Mortgages offering maximum flexibility will normally come at an increased rate of interest to allow for the features on offer. Many people looking for flexibility are only interested in the potential for making overpayments if circumstances allow. If this is the case, many lenders will allow for a more limited overpayment facility on their standard mortgage products.

Current account and offset mortgages

These mortgages allow borrowers to combine their mortgage with their current account or savings account. Money that is held in such accounts, traditionally receiving a low rate of (taxed) interest, can be offset against the mortgage and therefore create a lower mortgage balance for as long as the money is there. The result is that the interest only part of your mortgage payment is reduced with more of your monthly payment used to repay capital. The net effect is again a potential reduction in the term of your mortgage and therefore a reduction in interest paid to the lender over the term of the loan.

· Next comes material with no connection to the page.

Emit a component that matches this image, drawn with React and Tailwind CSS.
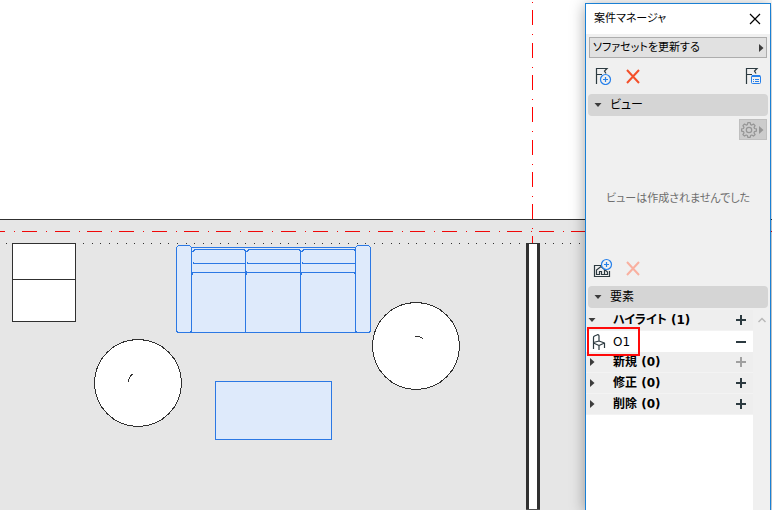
import { useState } from 'react';

const groups = [
  { label: 'ハイライト', open: true, canAdd: true, items: ['O1'] },
  { label: '新規', open: false, canAdd: false, items: [] },
  { label: '修正', open: false, canAdd: true, items: [] },
  { label: '削除', open: false, canAdd: true, items: [] },
];

const ArrowDown = () => (
  <svg className="w-2 h-2 shrink-0" viewBox="0 0 8 8" fill="#3c3c3c">
    <path d="M0.500 2h7L4 6z" />
  </svg>
);

const ArrowRight = ({ className }) => (
  <svg className={`w-2 h-2 shrink-0 ${className || ''}`} viewBox="0 0 8 8" fill="currentColor">
    <path d="M2 0v8L6.500 4z" />
  </svg>
);

const Cross = ({ color }) => (
  <svg className="w-4 h-4" viewBox="0 0 16 16" fill="none" stroke={color} strokeWidth={2}>
    <path d="M2 2l12 13M14 2L2 15" />
  </svg>
);

const FlagAdd = () => (
  <svg className="w-[18px] h-[18px]" viewBox="0 0 18 18" fill="none">
    <path d="M2.500 17V1.500H13L10.500 4l1.500 2.500M2.500 7.500H8" stroke="#2c3a40" strokeWidth={1.200} />
    <circle cx="11.500" cy="12.500" r="5" fill="#f0f0f0" stroke="#2680eb" strokeWidth={1.200} />
    <path d="M11.500 10v5M9 12.500h5" stroke="#2680eb" strokeWidth={1.200} />
  </svg>
);

const FlagList = () => (
  <svg className="w-[18px] h-[18px]" viewBox="0 0 18 18" fill="none">
    <path d="M2.500 17V1.500H13L10.500 4l1.500 2.500M2.500 7.500H8" stroke="#2c3a40" strokeWidth={1.200} />
    <rect x="7.500" y="8.500" width="9" height="8" rx="1" fill="#f0f0f0" stroke="#2680eb" />
    <path d="M8 9h8" stroke="#2680eb" strokeWidth={2} />
    <path d="M9 12.500h1M11 12.500h4M9 14.500h1M11 14.500h4" stroke="#2680eb" />
  </svg>
);

const ViewAdd = () => (
  <svg className="w-5 h-5" viewBox="0 0 20 20" fill="none">
    <path d="M8 7.500H1.500v11h15V13" stroke="#2c3a40" strokeWidth={1.200} />
    <path d="M3.500 16.500V12L8 8.500l3.500 3v5H8.500V13.500H6.500v3zM11.500 11.500l3 2.500v2.500h-3" stroke="#2c3a40" strokeWidth={1.200} />
    <circle cx="13.500" cy="6.500" r="5" fill="#f0f0f0" stroke="#2680eb" strokeWidth={1.200} />
    <path d="M13.500 4v5M11 6.500h5" stroke="#2680eb" strokeWidth={1.200} />
  </svg>
);

const Gear = () => (
  <svg className="w-4 h-4" viewBox="0 0 16 16" fill="none" stroke="#969696" strokeWidth={1.200} strokeLinejoin="round">
    <circle cx="8" cy="8" r="2.700" />
    <path d="M6.800 0.700h2.400l.4 1.900 1.200.5 1.700-1.100 1.600 1.600-1.100 1.700.5 1.200 1.900.4v2.300l-1.900.4-.5 1.200 1.100 1.700-1.600 1.600-1.700-1.100-1.200.5-.4 1.900H6.800l-.4-1.900-1.200-.5-1.700 1.100-1.600-1.600L3 10.800l-.5-1.200-1.900-.4V6.900l1.900-.4L3 5.300 1.900 3.600 3.500 2l1.700 1.100 1.200-.5z" />
  </svg>
);

const Chair = () => (
  <svg className="w-4 h-4" viewBox="0 0 16 16" fill="none" stroke="#2c3a40" strokeWidth={1.200} strokeLinejoin="round">
    <path d="M2.500 15V3.500Q2.500 2.500 3.500 2L6.500.700Q8 .5 8 2v5M2.500 8.500L8 7l5.500 2-5.500 2.500-5.500-2.500M8 11.500V16M13.500 9v5" />
  </svg>
);

const AddIcon = () => (
  <svg className="w-3 h-3" viewBox="0 0 12 12" stroke="currentColor" strokeWidth={2}>
    <path d="M6 1v10M1 6h10" />
  </svg>
);

const RemoveIcon = () => (
  <svg className="w-3 h-3" viewBox="0 0 12 12" stroke="currentColor" strokeWidth={2}>
    <path d="M1 6h10" />
  </svg>
);

const FloorPlan = () => (
  <svg
    className="col-start-1 row-start-1 w-full h-full"
    shapeRendering="crispEdges"
    fill="none"
    role="img"
    aria-label="平面図"
  >
    <rect x="0" y="219" width="100%" height="100%" fill="#e6e6e6" />
    <path d="M0 219.500H4000" stroke="#303030" />

    {/* Grid axes */}
    <path d="M-10 231.500H4000" stroke="#f00808" strokeDasharray="15 9 1 7.300" />
    <path d="M532.500 -22V243" stroke="#ff0000" strokeDasharray="15 9 1 7.300" />
    <path d="M6 243.500H4000" stroke="#303030" strokeDasharray="1 7.550" />

    {/* Cabinet */}
    <rect x="12.500" y="243.500" width="63" height="78" fill="#fff" stroke="#303030" />
    <path d="M12 279.500h63" stroke="#303030" />

    {/* Wall */}
    <rect x="526" y="243" width="14" height="266" fill="#303030" />
    <rect x="529" y="244" width="8" height="265" fill="#fff" />
    <path d="M526 509.500h14" stroke="#505050" />

    {/* Sofa */}
    <g stroke="#2b78e4" fill="#deeafb">
      <rect x="190.500" y="247.500" width="166" height="85" />
      <rect x="176.500" y="245.500" width="15" height="87" rx="3" />
      <rect x="355.500" y="245.500" width="15" height="87" rx="3" />
      <path d="M191.500 272.500H355.500M191.500 249v83M245.500 251v81M300.500 251v81M355.500 249v83" />
      <path d="M192 251.500h1v-1h1v-1h50v1h1v1h2v-1h1v-1h51v1h1v1h2v-1h1v-1h51v1h1v1M193 262v1.500h51v-1M247 262v1.500h52v-1M302 262v1.500h53v-1" fill="none" />
      <path d="M192.500 273v2M246.500 271v4M301.500 272v3M354.500 272v2" />
    </g>

    {/* Coffee table */}
    <rect x="215.500" y="381.500" width="116" height="58" fill="#deeafb" stroke="#2b78e4" />

    {/* Stools */}
    <g stroke="#303030">
      <circle cx="138" cy="383" r="43.500" fill="#fff" />
      <circle cx="416" cy="346" r="43.500" fill="#fff" />
      <path d="M128.500 382q.5-5 4-8M415 336.500q4-.5 8 2" />
    </g>
  </svg>
);

const SectionHeader = ({ title }) => (
  <button type="button" className="flex items-center gap-2 h-[22px] mx-0.5 px-1.5 rounded bg-[#d5d5d5] text-left">
    <ArrowDown />
    <span>{title}</span>
  </button>
);

const ElementGroup = ({ group }) => (
  <li className="flex flex-col">
    <div className="flex items-center h-[21px] bg-[#eeeeee] border-b border-[#f3f3f3]">
      <button type="button" className="flex flex-1 items-center h-full pl-0.5 gap-[17px] text-left font-bold">
        {group.open ? <ArrowDown /> : <ArrowRight className="text-[#3c3c3c]" />}
        <span>{group.label} ({group.items.length})</span>
      </button>
      <button
        type="button"
        aria-label={`${group.label}に追加`}
        disabled={!group.canAdd}
        className="flex items-center justify-center w-6 h-full text-[#2c3a40] disabled:text-[#a0a0a0]"
      >
        <AddIcon />
      </button>
    </div>
    {group.open && group.items.map((item) => (
      <div key={item} className="flex items-center h-[21px] bg-white">
        <div className="flex flex-1">
          {/* Callout frame, runs over the rows above and below */}
          <div className="flex items-center gap-1.5 w-[53px] h-[29px] -my-1 ml-px pl-0.5 border-2 border-[#ff0a0a] relative">
            <Chair />
            <span>{item}</span>
          </div>
        </div>
        <button type="button" aria-label={`${item}を除外`} className="flex items-center justify-center w-6 h-full text-[#2c3a40]">
          <RemoveIcon />
        </button>
      </div>
    ))}
  </li>
);

const IssueManager = () => {
  const [issue, setIssue] = useState('ソファセットを更新する');

  return (
    <aside className="col-start-1 row-start-1 justify-self-end flex flex-col w-[186px] mt-[3px] mr-px border border-b-0 border-[#1a80d4] bg-[#f0f0f0] shadow-[0_2px_14px_0_rgba(0,0,0,0.36)]">
      <header className="flex items-center justify-between h-[30px] pl-2 pr-[7px] bg-white text-[11px]">
        <h1>案件マネージャ</h1>
        <button type="button" aria-label="閉じる" className="flex items-center justify-center w-4 h-4">
          <svg className="w-3 h-3" viewBox="0 0 12 12" stroke="#000" strokeWidth={1.200}>
            <path d="M1 1l10 10M11 1L1 11" />
          </svg>
        </button>
      </header>

      <div className="grid mx-[3px] mt-[3px] text-[11px]">
        <select
          aria-label="案件"
          value={issue}
          onChange={(e) => setIssue(e.target.value)}
          className="col-start-1 row-start-1 appearance-none h-[21px] pl-[3px] border border-[#adadad] bg-[#e1e1e1]"
        >
          <option>ソファセットを更新する</option>
        </select>
        <ArrowRight className="col-start-1 row-start-1 self-center justify-self-end mr-0.5 text-[#3c3c3c] pointer-events-none" />
      </div>

      <div className="flex items-center gap-[13px] h-9 px-2">
        <button type="button" aria-label="新規案件"><FlagAdd /></button>
        <button type="button" aria-label="案件を削除"><Cross color="#f4502a" /></button>
        <button type="button" aria-label="案件の詳細" className="ml-auto"><FlagList /></button>
      </div>

      <SectionHeader title="ビュー" />
      <div className="flex flex-col h-[170px] p-[3px]">
        <button
          type="button"
          aria-label="ビュー設定"
          disabled
          className="flex items-center self-end h-[21px] w-7 pl-px border border-[#bfbfbf] bg-[#cccccc] text-[#969696]"
        >
          <Gear />
          <ArrowRight />
        </button>
        <p className="flex-1 flex items-center justify-center pt-1 text-[11px] text-[#6d6d6d]">ビューは作成されませんでした</p>
        <div className="flex items-center gap-3 h-[30px] px-1">
          <button type="button" aria-label="ビューを追加"><ViewAdd /></button>
          <button type="button" aria-label="ビューを削除" disabled><Cross color="#f9b0a0" /></button>
        </div>
      </div>

      <SectionHeader title="要素" />
      <div className="flex flex-1 mt-0.5 bg-white">
        <ul className="flex-1">
          {groups.map((group) => (
            <ElementGroup key={group.label} group={group} />
          ))}
        </ul>
        <div className="w-[17px] pt-1.5 flex justify-center bg-[#f0f0f0]">
          <svg className="w-2 h-2" viewBox="0 0 8 8" fill="none" stroke="#b8b8b8" strokeWidth={1.500}>
            <path d="M0.500 6L4 2.500 7.500 6" />
          </svg>
        </div>
      </div>
    </aside>
  );
};

const App = () => (
  <main className="grid min-h-screen overflow-hidden bg-white font-['DejaVu_Sans','Noto_Sans_CJK_JP',sans-serif] text-[12px] leading-4 text-black [font-feature-settings:'palt']">
    <FloorPlan />
    <IssueManager />
  </main>
);

export default App;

Such mortgages can be particularly useful to the self-employed who save money on a regular basis only to clear such savings every 6 months as a tax bill becomes due. Whilst the build up of savings is in their account, the interest they pay on their mortgage will be reduced. 

Cashback mortgages

This type of mortgage will offer a lump sum which is paid to the borrower when the mortgage is taken out and could be used to cover purchase and moving costs, home furnishings or to clear debts and therefore help with the overall affordability of the monthly mortgage payment. However, such offers come at a price and will usually mean a higher rate of interest from the start, or an extended tie in at the SVR following the end of the initial product period. Additional care must be taken when looking at the conditions attached to such a mortgage.